Seiring dengan perkembangan zaman, nilai-nilai kebudayaan pun mengalami perubahan. Hal ini dapat dilihat dari manifestasi perilaku masyarakat dalam berbagai hal dalam kehidupan sehari-hari, termasuk dengan arsitektur rumah atau tempat tinggal. Wangsadinata dan Djajasudarma (1995) menyebutkan perkembangan arsitektur merupakan manifestasi dari keinginan (hasrat) manusia ke arah yang lebih baik. Mereka menyebutkan:

“architecture is a product of complex process of human development in response to cultural, socio-economic and environmental factors, architectural styles and appearances appreciated by the people would be the ones satisfying most desire for countinuous betterment of the natural as well as built environment”.

Hal ini dapat dilihat dengan munculnya desain arsitektur modern pada rumah-rumah tinggal tidak saja pada kawasan perkotaan tetapi juga pada daerah-daerah sub-urban. Sebagaimana yang disebutkan bahwa arsitektur merupakan sebuah proses yang kompleks dari perkembangan umat manusia, seiring dengan berubahnya berbagai faktor seperti tingkat pendidikan, ekonomi, lingkungan alam maka gaya serta penampilan arsitektur menjadi simbol meningkatnya status seseorang dari berbagai hal.

Simbol-simbol yang menandakan terjadinya perubahan-perubahan nilai-nilai dalam masyarakat ini dimanifestasikan dalam desain rumah tinggal yang khas serta unik yang membedakan dengan desain yang ada di sekitarnya. Selain itu perubahan masyarakat Indonesia dari masyarakat agraris ke dalam komunitas industrial turut menyumbang perubahan gaya hidup masyarakat yang diwujudkan dalam berbagai hal termasuk di dalamnya arsitektur rumah tinggal.

Dalam contoh kasus masyarakat Indonesia, perubahan nilai budaya juga memberikan dampak dalam apresiasi terhadap nilai-nilai tradisional dalam arsitektur rumah tinggal dalam masyarakat beberapa daerah di Indonesia. Beberapa contoh yang disebutkan pada awal tulisan ini memberikan gambaran bahwa terdapat peran nilai budaya dalam membentuk dan mewarnai arsitektur rumah tinggal masyarakat tradisional pada saat itu. Berdasarkan penelitian yang dilakukan oleh Crystal di dalam Masyarakat Toraja (Crystal, 1987) terdapat beberapa hal yang berhubungan dengan budaya yang mempengaruhi arsitektur tempat tinggal masyarakat Toraja.

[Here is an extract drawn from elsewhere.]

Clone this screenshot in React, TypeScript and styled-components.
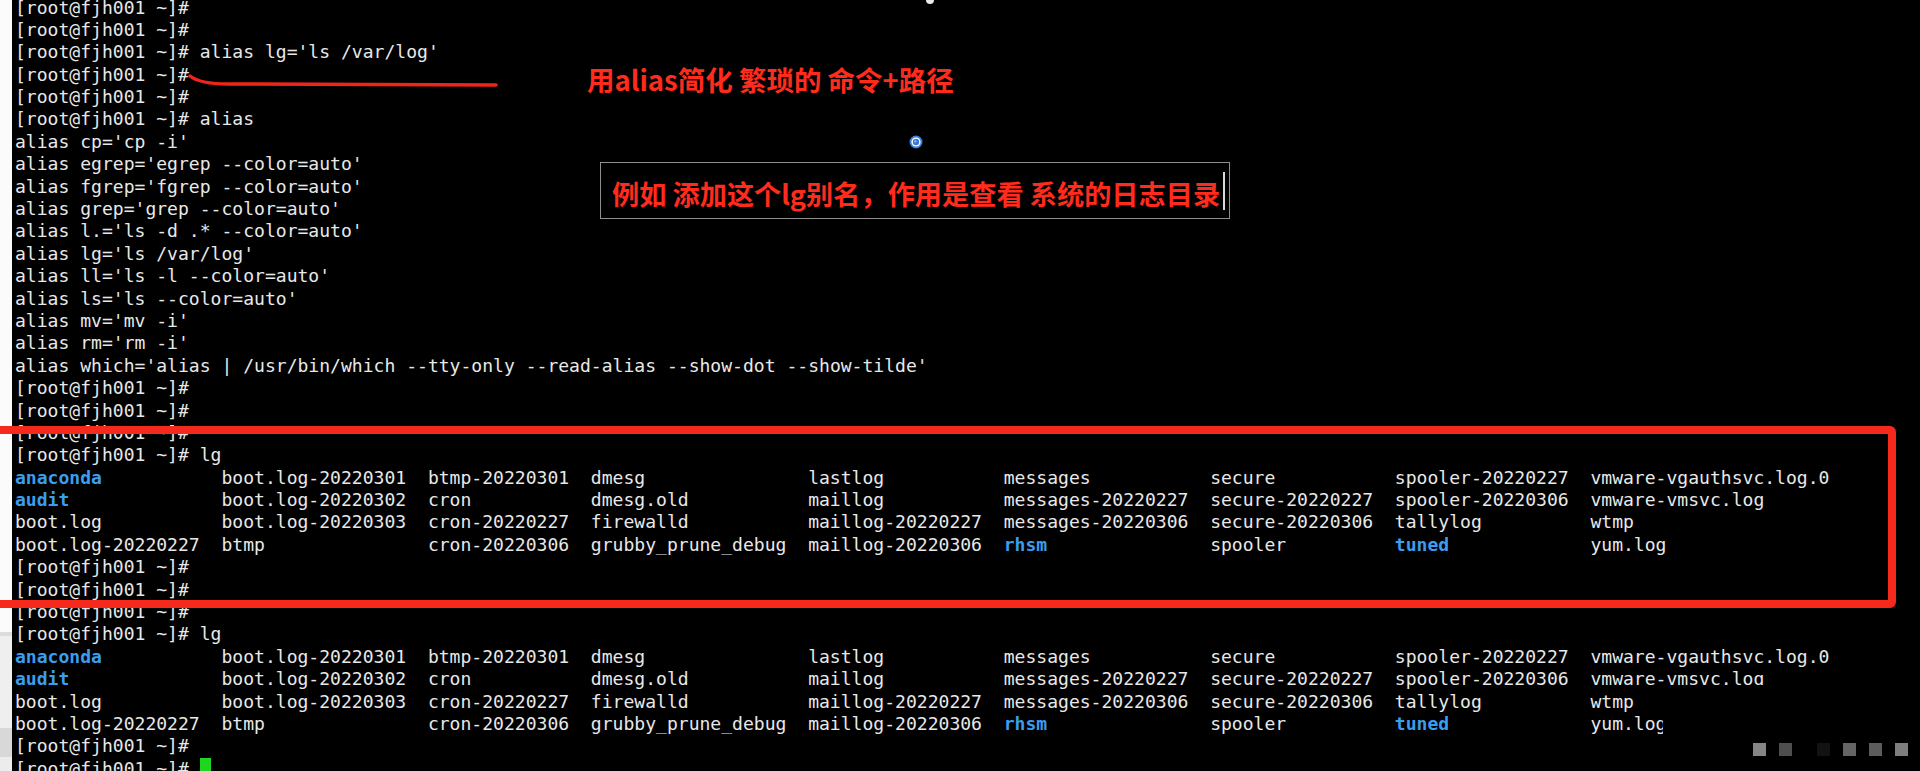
import React from "react";
import styled, { createGlobalStyle } from "styled-components";

const GlobalStyle = createGlobalStyle`
  html, body { margin: 0; padding: 0; background: #000; overflow: hidden; }
  #root { width: 1920px; height: 771px; }
`;

const Screen = styled.div`
  position: relative;
  display: flex;
  width: 1920px;
  height: 771px;
  overflow: hidden;
  background: #000;
`;

const Gutter = styled.div`
  flex: none;
  width: 12px;
  background: linear-gradient(
    #fbfbfb 0, #fbfbfb 632px, #dcdcdc 632px, #dcdcdc 636px,
    #efefef 636px, #efefef 728px, #d8d8d8 728px, #d8d8d8 757px, #ececec 757px
  );
`;

const Terminal = styled.div`
  flex: 1;
  display: flex;
  flex-direction: column;
  margin-top: -3.5px;
  padding-left: 3px;
  font-family: "DejaVu Sans Mono", "Liberation Mono", monospace;
  font-size: 18.06px;
  line-height: 22.4px;
  color: #e8e8e8;
`;

const Line = styled.div`
  height: 22.4px;
  white-space: pre;
`;

const LsRow = styled.div`
  display: grid;
  grid-template-columns: 19ch 19ch 15ch 20ch 18ch 19ch 17ch 18ch auto;
  height: 22.4px;
  white-space: pre;
`;

const Entry = styled.span<{ $dir?: boolean }>`
  color: ${(p) => (p.$dir ? "#3b9ded" : "#e8e8e8")};
  font-weight: ${(p) => (p.$dir ? 700 : 400)};
`;

const Cursor = styled.span`
  display: inline-block;
  width: 1ch;
  height: 22.4px;
  vertical-align: top;
  background: #1fd51f;
`;

const RedFrame = styled.div`
  position: absolute;
  left: -20px;
  top: 426px;
  width: 1916px;
  height: 182px;
  box-sizing: border-box;
  border: 8px solid #f52a1c;
  border-radius: 6px;
  pointer-events: none;
`;

const Stroke = styled.svg`
  position: absolute;
  left: 0;
  top: 0;
  overflow: visible;
`;

const Note = styled.div`
  position: absolute;
  left: 587px;
  top: 66px;
  font-family: "Microsoft YaHei", "Noto Sans CJK SC", sans-serif;
  font-weight: 700;
  font-size: 27.5px;
  line-height: 27.5px;
  color: #ff2b1c;
  white-space: nowrap;
`;

const NoteBox = styled.div`
  position: absolute;
  left: 600px;
  top: 162px;
  width: 630px;
  height: 57px;
  box-sizing: border-box;
  border: 1px solid #8f8f8f;
  display: flex;
  align-items: center;
  padding-left: 11px;
`;

const NoteText = styled.span`
  margin-top: 6px;
  font-family: "Microsoft YaHei", "Noto Sans CJK SC", sans-serif;
  font-weight: 700;
  font-size: 27.2px;
  line-height: 27.2px;
  color: #ff2b1c;
  white-space: nowrap;
`;

const Caret = styled.span`
  width: 2px;
  height: 38px;
  margin-left: 3px;
  background: #d8d8d8;
`;

const Marker = styled.svg`
  position: absolute;
  left: 909px;
  top: 135px;
`;

const TopDot = styled.div`
  position: absolute;
  left: 926px;
  top: -4px;
  width: 8px;
  height: 8px;
  border-radius: 50%;
  background: #e8eaf2;
`;

const Mask = styled.div`
  position: absolute;
  left: 1663px;
  top: 685px;
  right: 0;
  bottom: 0;
  background: #000;
`;

const Dots = styled.div`
  position: absolute;
  left: 1753px;
  top: 743px;
  display: flex;
  gap: 13px;
`;

const Square = styled.span<{ $c: string; $gapBefore?: number }>`
  width: 13px;
  height: 13px;
  background: ${(p) => p.$c};
  margin-left: ${(p) => p.$gapBefore ?? 0}px;
`;

const P = "[root@fjh001 ~]#";

type E = [string, boolean?];
const lsRows: E[][] = [
  [["anaconda", true], ["boot.log-20220301"], ["btmp-20220301"], ["dmesg"], ["lastlog"], ["messages"], ["secure"], ["spooler-20220227"], ["vmware-vgauthsvc.log.0"]],
  [["audit", true], ["boot.log-20220302"], ["cron"], ["dmesg.old"], ["maillog"], ["messages-20220227"], ["secure-20220227"], ["spooler-20220306"], ["vmware-vmsvc.log"]],
  [["boot.log"], ["boot.log-20220303"], ["cron-20220227"], ["firewalld"], ["maillog-20220227"], ["messages-20220306"], ["secure-20220306"], ["tallylog"], ["wtmp"]],
  [["boot.log-20220227"], ["btmp"], ["cron-20220306"], ["grubby_prune_debug"], ["maillog-20220306"], ["rhsm", true], ["spooler"], ["tuned", true], ["yum.log"]],
];

const aliasLines = [
  "alias cp='cp -i'",
  "alias egrep='egrep --color=auto'",
  "alias fgrep='fgrep --color=auto'",
  "alias grep='grep --color=auto'",
  "alias l.='ls -d .* --color=auto'",
  "alias lg='ls /var/log'",
  "alias ll='ls -l --color=auto'",
  "alias ls='ls --color=auto'",
  "alias mv='mv -i'",
  "alias rm='rm -i'",
  "alias which='alias | /usr/bin/which --tty-only --read-alias --show-dot --show-tilde'",
];

const LsBlock = () => (
  <>
    {lsRows.map((row, i) => (
      <LsRow key={i}>
        {row.map(([name, dir], j) => (
          <Entry key={j} $dir={dir}>
            {name}
          </Entry>
        ))}
      </LsRow>
    ))}
  </>
);

export default function App() {
  return (
    <>
      <GlobalStyle />
      <Screen>
        <Gutter />
        <Terminal>
          <Line>{P}</Line>
          <Line>{P}</Line>
          <Line>{P} alias lg='ls /var/log'</Line>
          <Line>{P}</Line>
          <Line>{P}</Line>
          <Line>{P} alias</Line>
          {aliasLines.map((l) => (
            <Line key={l}>{l}</Line>
          ))}
          <Line>{P}</Line>
          <Line>{P}</Line>
          <Line>{P}</Line>
          <Line>{P} lg</Line>
          <LsBlock />
          <Line>{P}</Line>
          <Line>{P}</Line>
          <Line>{P}</Line>
          <Line>{P} lg</Line>
          <LsBlock />
          <Line>{P}</Line>
          <Line>
            {P} <Cursor />
          </Line>
        </Terminal>

        <Stroke width="520" height="100" viewBox="0 0 520 100">
          <path
            d="M190 76 Q200 84 228 84 L496 85"
            fill="none"
            stroke="#f02418"
            strokeWidth="3.5"
            strokeLinecap="round"
          />
        </Stroke>

        <Note>用alias简化 繁琐的 命令+路径</Note>

        <NoteBox>
          <NoteText>例如 添加这个lg别名，作用是查看 系统的日志目录</NoteText>
          <Caret />
        </NoteBox>

        <Marker width="14" height="14" viewBox="0 0 14 14">
          <circle cx="7" cy="7" r="6.5" fill="#3a7fdc" />
          <circle cx="7" cy="7" r="4.6" fill="#ffffff" />
          <circle cx="7" cy="7" r="3.2" fill="#3b78d6" />
          <circle cx="6.3" cy="6.3" r="1.1" fill="#9cc1f0" />
        </Marker>

        <TopDot />
        <RedFrame />
        <Mask />
        <Dots>
          <Square $c="#858585" />
          <Square $c="#4e4e4e" />
          <Square $c="#121212" $gapBefore={12} />
          <Square $c="#656565" />
          <Square $c="#5c5c5c" />
          <Square $c="#7e7e7e" />
        </Dots>
      </Screen>
    </>
  );
}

Pertama, permukiman masyarakat Toraja pada awalnya sangat menyatu dengan satu atau lumbung padi. Lokasinya terpencar dalam kawasan yang luas namun berada dekat pada ladang/persawahan. Sebelum masa kolonial, beberapa masyarakat juga membuat tempat tinggal pada lereng dan puncak-puncak bukit sebagai upaya preventif dan pertahanan dalam menghindari konflik perang fisik. Lokasi ini saat ini masih dapat dijumpai pada masa sekarang ini meskipun saat ini lokasi permukiman lebih banyak berada pada lokasi yang lebih mudah diakses.

Kedua, desain atap rumah tinggal masyarakat Toraja bervariasi dari desain atap bambu yang sederhana ini hingga desain atap dari bambu dan kayu yang rumit.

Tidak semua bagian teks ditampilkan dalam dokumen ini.